Arrietty, however, is intrigued. While her parents cling to the dubious safety of the life they know, Arrietty wonders about the world outside and dreams of adventure. She persuades her reluctant parents to let her accompany her father on his borrowing expeditions. On her first venture out, she meets the boy upstairs. A dangerous friendship develops. Meanwhile, Mrs Driver stalks the borrowers, full of the sort of cruelty Roald Dahl would have been proud to create. It is only with the boy's help that Arrietty and her parents narrowly escape Mrs Driver's attempts to destroy them. At the end of the book, Arrietty faces the dangerous adventure of emigration.

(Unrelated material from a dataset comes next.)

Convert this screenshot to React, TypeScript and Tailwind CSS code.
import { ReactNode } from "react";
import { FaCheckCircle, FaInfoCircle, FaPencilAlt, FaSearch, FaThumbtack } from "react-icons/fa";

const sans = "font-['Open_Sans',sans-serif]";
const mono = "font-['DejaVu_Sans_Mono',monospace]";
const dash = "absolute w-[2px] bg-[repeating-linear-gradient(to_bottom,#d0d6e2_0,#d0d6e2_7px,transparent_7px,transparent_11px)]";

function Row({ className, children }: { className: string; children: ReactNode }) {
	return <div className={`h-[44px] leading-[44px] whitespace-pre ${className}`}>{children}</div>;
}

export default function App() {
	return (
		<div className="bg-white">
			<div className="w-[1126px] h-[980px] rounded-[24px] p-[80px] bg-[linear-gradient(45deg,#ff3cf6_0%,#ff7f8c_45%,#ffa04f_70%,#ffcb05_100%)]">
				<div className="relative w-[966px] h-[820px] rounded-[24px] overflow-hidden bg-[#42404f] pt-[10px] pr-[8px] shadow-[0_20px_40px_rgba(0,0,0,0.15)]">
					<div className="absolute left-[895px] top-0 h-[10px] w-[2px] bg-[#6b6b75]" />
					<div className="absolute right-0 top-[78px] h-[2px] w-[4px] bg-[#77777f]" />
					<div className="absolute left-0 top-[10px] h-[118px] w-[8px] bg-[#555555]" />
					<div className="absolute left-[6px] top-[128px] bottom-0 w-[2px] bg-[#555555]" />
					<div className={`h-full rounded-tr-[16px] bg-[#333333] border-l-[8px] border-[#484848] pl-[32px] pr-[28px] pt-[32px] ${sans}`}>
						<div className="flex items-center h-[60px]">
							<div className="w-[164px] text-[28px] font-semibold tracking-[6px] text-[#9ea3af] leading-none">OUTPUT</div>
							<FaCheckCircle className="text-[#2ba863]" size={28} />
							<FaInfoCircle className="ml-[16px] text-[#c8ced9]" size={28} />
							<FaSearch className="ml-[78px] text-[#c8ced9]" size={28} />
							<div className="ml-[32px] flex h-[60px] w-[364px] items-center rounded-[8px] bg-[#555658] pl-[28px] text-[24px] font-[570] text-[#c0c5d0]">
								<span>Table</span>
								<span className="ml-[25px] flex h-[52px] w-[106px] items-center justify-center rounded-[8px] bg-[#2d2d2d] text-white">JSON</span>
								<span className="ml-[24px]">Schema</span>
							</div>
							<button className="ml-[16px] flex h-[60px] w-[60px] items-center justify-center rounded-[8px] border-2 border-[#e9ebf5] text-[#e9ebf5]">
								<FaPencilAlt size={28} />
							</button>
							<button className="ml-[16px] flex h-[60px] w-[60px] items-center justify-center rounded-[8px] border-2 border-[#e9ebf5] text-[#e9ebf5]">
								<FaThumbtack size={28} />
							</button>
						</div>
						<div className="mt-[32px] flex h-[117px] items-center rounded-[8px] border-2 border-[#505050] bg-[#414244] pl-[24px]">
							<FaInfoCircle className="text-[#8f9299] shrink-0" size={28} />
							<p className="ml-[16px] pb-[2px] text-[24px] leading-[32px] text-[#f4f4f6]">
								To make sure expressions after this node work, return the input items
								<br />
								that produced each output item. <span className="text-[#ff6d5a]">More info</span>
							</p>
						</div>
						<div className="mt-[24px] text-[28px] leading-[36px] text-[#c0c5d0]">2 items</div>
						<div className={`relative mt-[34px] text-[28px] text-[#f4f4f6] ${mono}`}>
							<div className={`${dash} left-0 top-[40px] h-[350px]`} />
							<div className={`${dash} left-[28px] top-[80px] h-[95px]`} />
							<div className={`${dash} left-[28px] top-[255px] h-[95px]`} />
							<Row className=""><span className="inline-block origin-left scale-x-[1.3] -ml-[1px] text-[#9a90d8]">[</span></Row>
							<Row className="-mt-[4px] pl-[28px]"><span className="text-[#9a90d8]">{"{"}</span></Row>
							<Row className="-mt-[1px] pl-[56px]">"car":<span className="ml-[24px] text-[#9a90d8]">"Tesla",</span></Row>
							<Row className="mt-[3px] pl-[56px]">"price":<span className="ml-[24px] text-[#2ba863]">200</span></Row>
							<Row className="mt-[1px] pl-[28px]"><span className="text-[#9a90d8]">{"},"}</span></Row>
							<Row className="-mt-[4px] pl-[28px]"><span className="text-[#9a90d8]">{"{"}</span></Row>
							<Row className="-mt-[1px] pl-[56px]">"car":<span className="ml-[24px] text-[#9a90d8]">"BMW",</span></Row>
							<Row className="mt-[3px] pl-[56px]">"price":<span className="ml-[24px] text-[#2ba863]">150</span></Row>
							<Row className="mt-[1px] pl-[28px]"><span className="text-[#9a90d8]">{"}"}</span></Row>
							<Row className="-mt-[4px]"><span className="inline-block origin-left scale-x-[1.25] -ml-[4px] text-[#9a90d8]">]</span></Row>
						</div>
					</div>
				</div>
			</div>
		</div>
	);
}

Like all great books for the young, The Borrowers can be read as an enthralling story of adventure, but also contains many layers of meaning. Mary Norton's creation of the tiny race of borrowers is an imaginative achievement in itself, but she does not stop there. She gives poignance to her tale by telling it through the voice of the boy's sister, now an old lady, who tells us at the start that her brother has long since grown up and died a `hero's de!ath' on the North-West frontier. The old lady seems to believe her brother's tale of the borrowers, and yet at the end of the book she provides evidence to suggest that the borrowers may have been nothing but a product of her brother's imagination. The reader is left wondering about reality and truth. On another level, in the relationship between the borrowers and the human world, parallels with the misunderstandings and confusions which occur between different cultures can be discerned. The uncertainties the borrowers face and their final exile mirror the plight of our world's increasing number of displaced people. Long after the book is finished, the characters and the questions their story raises reverberate around the mind. The Borrowers is a book which will fascinate, intrigue and entertain.